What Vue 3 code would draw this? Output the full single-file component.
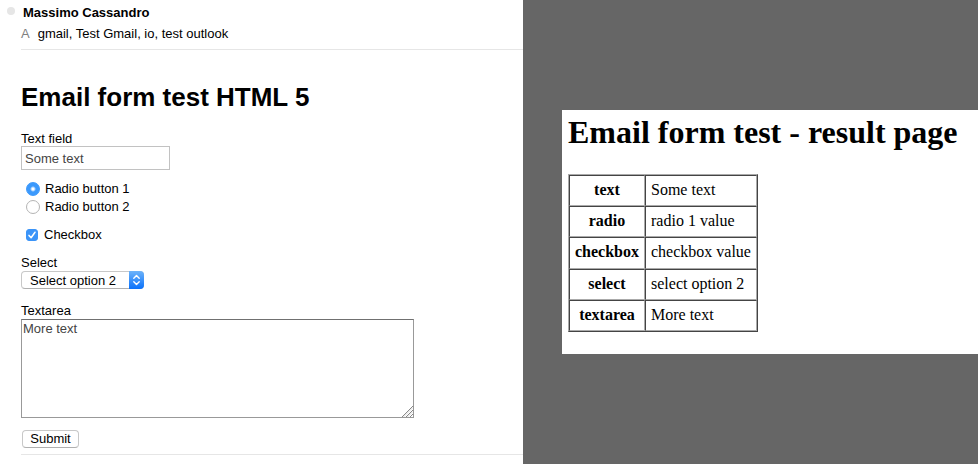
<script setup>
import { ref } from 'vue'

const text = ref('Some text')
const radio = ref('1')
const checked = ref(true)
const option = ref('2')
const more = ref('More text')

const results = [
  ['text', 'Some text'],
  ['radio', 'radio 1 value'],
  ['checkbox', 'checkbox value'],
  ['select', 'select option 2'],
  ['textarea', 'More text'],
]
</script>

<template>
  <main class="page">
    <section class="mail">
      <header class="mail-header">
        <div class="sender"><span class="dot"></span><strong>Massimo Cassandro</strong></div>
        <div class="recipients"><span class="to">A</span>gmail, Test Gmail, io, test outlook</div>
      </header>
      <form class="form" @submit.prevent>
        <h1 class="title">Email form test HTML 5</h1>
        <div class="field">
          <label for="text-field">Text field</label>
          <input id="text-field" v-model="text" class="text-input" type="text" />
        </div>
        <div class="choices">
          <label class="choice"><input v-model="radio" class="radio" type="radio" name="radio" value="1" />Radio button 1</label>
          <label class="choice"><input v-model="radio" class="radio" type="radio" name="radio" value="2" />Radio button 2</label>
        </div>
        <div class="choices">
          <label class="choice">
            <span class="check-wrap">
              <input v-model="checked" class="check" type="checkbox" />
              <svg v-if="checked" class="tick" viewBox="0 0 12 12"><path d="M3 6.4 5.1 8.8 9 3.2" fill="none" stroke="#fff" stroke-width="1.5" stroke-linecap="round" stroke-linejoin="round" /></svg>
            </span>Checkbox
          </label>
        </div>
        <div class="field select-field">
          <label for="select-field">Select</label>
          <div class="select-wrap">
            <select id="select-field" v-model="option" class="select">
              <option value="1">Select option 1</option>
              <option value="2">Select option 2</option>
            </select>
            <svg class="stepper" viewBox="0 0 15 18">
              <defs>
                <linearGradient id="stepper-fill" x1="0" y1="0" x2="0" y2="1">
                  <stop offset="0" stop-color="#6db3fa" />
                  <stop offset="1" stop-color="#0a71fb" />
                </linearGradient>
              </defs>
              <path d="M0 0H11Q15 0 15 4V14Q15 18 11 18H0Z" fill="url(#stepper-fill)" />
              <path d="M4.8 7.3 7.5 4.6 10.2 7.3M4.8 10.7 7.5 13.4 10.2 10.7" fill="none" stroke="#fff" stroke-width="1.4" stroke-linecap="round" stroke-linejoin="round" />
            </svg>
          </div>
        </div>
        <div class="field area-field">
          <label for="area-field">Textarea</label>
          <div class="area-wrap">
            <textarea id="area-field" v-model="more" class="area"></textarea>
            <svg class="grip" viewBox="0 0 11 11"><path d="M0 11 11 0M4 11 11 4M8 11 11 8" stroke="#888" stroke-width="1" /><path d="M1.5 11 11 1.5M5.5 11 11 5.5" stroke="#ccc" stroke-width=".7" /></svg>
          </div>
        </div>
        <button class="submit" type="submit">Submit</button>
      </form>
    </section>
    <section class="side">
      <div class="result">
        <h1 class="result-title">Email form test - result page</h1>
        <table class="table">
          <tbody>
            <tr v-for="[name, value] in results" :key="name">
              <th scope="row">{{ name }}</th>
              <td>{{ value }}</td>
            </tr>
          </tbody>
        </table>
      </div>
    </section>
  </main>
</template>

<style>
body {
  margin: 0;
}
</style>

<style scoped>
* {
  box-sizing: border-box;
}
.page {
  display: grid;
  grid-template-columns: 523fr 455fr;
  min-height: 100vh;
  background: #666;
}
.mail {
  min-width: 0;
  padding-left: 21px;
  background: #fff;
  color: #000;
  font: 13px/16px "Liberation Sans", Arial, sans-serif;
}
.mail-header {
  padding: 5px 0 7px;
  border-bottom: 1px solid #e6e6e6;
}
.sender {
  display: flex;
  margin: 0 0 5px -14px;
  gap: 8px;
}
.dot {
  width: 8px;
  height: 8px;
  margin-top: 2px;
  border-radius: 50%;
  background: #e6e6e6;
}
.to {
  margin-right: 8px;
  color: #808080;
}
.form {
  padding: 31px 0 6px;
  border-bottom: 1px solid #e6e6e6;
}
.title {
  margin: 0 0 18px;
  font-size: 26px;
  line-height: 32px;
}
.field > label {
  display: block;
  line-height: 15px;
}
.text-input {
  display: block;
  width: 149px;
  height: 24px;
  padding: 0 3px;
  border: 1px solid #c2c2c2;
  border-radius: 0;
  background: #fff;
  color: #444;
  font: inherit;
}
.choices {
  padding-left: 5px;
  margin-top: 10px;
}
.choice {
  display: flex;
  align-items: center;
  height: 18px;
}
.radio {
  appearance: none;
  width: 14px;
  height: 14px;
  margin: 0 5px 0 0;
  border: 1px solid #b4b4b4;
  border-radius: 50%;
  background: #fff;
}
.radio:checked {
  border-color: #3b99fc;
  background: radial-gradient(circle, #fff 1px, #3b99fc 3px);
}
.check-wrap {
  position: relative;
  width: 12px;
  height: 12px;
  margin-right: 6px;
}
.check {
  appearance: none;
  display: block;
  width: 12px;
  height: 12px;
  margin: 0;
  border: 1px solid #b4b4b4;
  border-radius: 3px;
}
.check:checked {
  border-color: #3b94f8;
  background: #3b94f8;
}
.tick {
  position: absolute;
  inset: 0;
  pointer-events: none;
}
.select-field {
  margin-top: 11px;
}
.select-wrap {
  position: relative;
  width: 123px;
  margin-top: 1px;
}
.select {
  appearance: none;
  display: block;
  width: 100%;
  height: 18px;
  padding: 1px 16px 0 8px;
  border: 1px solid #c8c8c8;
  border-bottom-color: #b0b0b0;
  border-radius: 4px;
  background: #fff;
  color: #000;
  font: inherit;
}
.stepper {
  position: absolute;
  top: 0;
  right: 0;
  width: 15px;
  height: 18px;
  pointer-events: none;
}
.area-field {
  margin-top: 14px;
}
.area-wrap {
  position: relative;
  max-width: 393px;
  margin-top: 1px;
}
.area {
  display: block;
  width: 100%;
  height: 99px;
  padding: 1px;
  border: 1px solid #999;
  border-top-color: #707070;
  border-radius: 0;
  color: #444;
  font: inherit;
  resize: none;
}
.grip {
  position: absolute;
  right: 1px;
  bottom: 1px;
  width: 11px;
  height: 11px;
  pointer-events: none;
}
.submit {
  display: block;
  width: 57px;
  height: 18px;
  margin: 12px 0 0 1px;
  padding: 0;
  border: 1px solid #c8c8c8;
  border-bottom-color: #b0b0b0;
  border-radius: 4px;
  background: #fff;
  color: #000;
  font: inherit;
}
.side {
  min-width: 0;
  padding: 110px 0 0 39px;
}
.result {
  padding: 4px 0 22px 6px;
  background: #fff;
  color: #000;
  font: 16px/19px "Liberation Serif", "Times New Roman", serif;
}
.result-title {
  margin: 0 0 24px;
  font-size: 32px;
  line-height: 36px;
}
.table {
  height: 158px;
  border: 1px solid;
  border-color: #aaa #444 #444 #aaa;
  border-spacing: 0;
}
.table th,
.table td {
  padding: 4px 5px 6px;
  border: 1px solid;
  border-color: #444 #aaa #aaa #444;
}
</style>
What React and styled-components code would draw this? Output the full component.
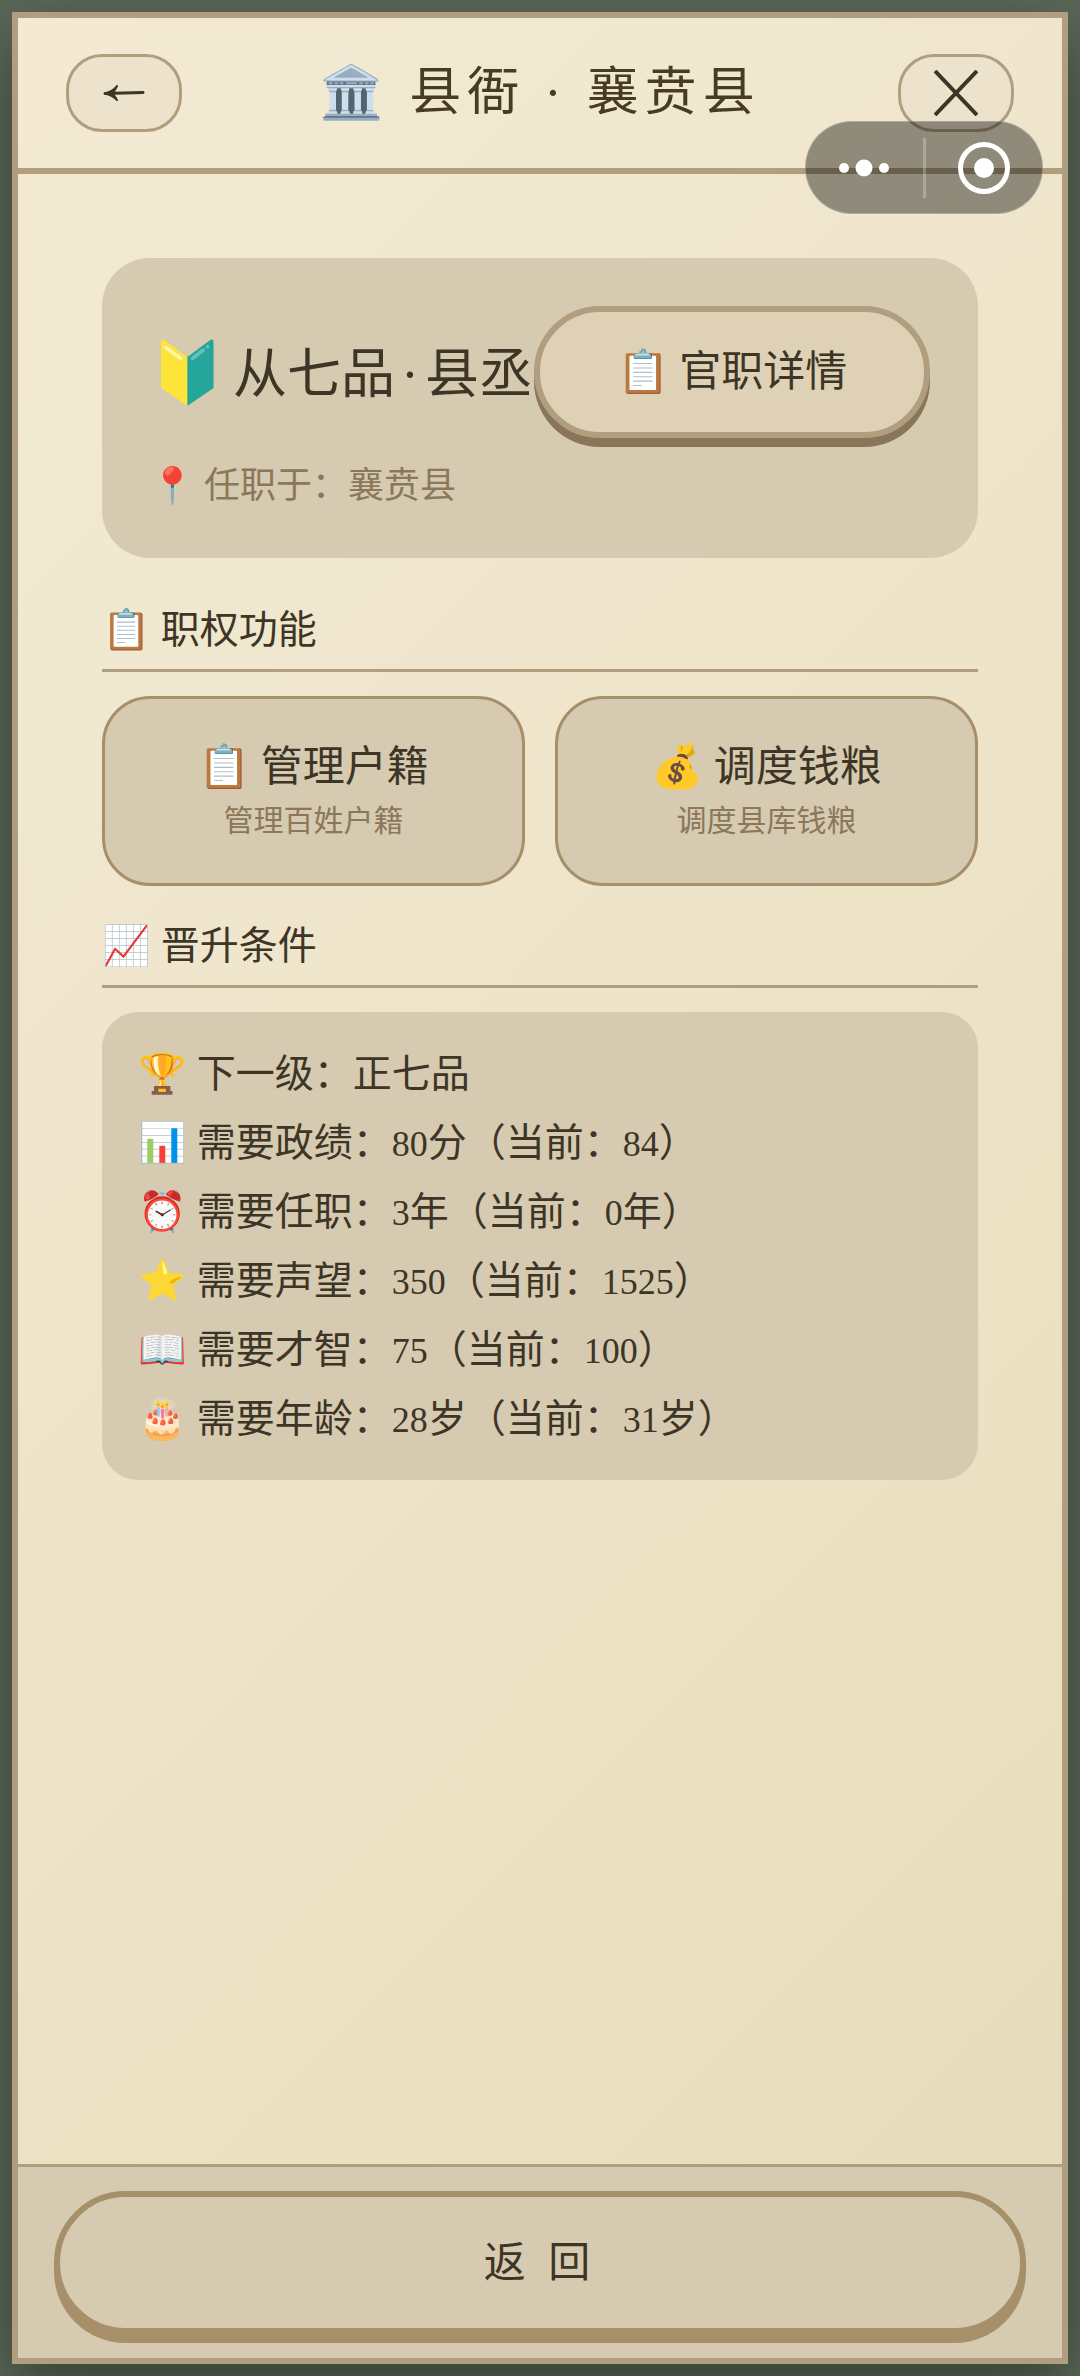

Exercise goal:
Look through the data above. Each line containing the word "full" needs to be copied.

Answer for the task:
What Vue 3 code would draw this? Output the full single-file component.
What React and styled-components code would draw this? Output the full component.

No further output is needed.